(WORK TO DO): In the listing that follows, count each line containing the string "components" and report only the count.

(MATERIAL PROVIDED):
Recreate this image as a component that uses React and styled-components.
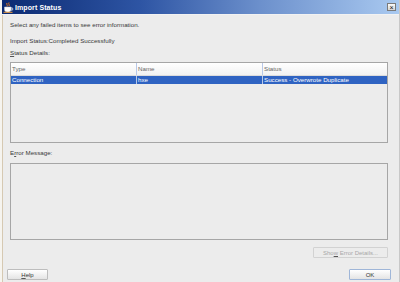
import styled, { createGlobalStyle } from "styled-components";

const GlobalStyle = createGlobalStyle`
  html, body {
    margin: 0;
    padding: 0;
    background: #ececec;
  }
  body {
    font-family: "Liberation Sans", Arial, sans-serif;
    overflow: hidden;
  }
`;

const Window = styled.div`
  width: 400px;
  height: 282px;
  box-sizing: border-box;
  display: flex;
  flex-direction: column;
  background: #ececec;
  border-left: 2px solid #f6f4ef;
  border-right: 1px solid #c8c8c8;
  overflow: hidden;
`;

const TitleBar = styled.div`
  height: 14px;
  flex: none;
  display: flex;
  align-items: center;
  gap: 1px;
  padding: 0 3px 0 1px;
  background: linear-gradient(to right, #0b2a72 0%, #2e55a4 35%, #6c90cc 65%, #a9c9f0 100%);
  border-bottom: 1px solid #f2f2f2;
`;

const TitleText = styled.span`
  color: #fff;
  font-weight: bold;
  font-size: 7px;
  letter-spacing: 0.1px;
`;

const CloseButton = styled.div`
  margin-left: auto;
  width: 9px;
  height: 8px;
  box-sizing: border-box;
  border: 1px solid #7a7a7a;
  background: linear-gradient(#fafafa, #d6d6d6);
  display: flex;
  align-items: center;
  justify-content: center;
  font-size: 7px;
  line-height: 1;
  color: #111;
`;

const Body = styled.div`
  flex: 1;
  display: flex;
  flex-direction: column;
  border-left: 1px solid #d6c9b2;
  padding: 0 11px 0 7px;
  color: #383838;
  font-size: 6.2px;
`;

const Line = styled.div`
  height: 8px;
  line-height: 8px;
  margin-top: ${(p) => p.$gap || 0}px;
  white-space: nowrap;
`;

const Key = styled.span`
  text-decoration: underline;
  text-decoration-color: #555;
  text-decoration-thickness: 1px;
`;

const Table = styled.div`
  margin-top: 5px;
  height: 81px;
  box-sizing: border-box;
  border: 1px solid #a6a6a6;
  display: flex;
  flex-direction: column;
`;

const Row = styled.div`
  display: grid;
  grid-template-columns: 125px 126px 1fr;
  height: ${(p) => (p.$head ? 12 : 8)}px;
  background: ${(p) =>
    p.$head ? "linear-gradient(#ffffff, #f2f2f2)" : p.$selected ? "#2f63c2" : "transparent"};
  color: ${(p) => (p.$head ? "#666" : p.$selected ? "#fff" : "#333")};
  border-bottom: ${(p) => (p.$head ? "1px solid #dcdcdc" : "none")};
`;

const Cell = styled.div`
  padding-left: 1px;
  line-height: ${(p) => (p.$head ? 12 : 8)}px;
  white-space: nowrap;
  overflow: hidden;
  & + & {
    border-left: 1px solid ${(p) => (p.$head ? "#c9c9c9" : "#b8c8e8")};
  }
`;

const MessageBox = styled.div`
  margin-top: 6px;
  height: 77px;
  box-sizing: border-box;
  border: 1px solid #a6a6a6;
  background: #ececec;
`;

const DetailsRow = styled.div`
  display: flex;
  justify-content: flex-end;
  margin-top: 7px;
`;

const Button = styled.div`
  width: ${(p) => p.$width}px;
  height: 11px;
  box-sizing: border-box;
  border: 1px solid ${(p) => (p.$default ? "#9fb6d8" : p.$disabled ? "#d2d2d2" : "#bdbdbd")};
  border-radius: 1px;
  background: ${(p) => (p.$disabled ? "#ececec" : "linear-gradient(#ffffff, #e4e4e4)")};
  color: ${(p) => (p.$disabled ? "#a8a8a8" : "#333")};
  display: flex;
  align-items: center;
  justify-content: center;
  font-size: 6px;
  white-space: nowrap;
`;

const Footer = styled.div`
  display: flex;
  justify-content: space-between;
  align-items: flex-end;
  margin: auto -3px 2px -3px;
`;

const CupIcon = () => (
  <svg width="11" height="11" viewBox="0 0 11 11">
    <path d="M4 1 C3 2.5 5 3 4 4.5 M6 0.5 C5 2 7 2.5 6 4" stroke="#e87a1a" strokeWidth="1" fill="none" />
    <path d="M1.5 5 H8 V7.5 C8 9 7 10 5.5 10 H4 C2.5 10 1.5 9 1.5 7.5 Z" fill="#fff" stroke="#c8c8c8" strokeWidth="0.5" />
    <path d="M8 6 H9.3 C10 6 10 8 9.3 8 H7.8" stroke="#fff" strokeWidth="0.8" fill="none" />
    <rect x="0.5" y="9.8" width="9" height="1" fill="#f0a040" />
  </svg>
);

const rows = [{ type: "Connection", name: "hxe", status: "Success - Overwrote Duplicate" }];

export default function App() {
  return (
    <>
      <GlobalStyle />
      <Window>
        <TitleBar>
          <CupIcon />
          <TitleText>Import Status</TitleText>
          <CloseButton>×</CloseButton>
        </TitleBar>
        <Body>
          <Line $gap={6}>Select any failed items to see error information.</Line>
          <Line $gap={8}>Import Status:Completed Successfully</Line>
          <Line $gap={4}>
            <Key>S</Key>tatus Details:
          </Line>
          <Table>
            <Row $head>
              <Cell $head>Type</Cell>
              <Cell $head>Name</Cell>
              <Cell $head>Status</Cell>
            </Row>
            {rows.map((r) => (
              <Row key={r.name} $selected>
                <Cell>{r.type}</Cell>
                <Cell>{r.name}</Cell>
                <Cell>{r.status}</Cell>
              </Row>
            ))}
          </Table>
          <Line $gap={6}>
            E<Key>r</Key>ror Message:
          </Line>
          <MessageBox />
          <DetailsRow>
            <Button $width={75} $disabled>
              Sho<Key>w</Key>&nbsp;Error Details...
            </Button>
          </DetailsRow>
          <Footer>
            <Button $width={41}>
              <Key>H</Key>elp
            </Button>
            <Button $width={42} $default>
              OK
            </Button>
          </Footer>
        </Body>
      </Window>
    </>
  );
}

(RESULT): 2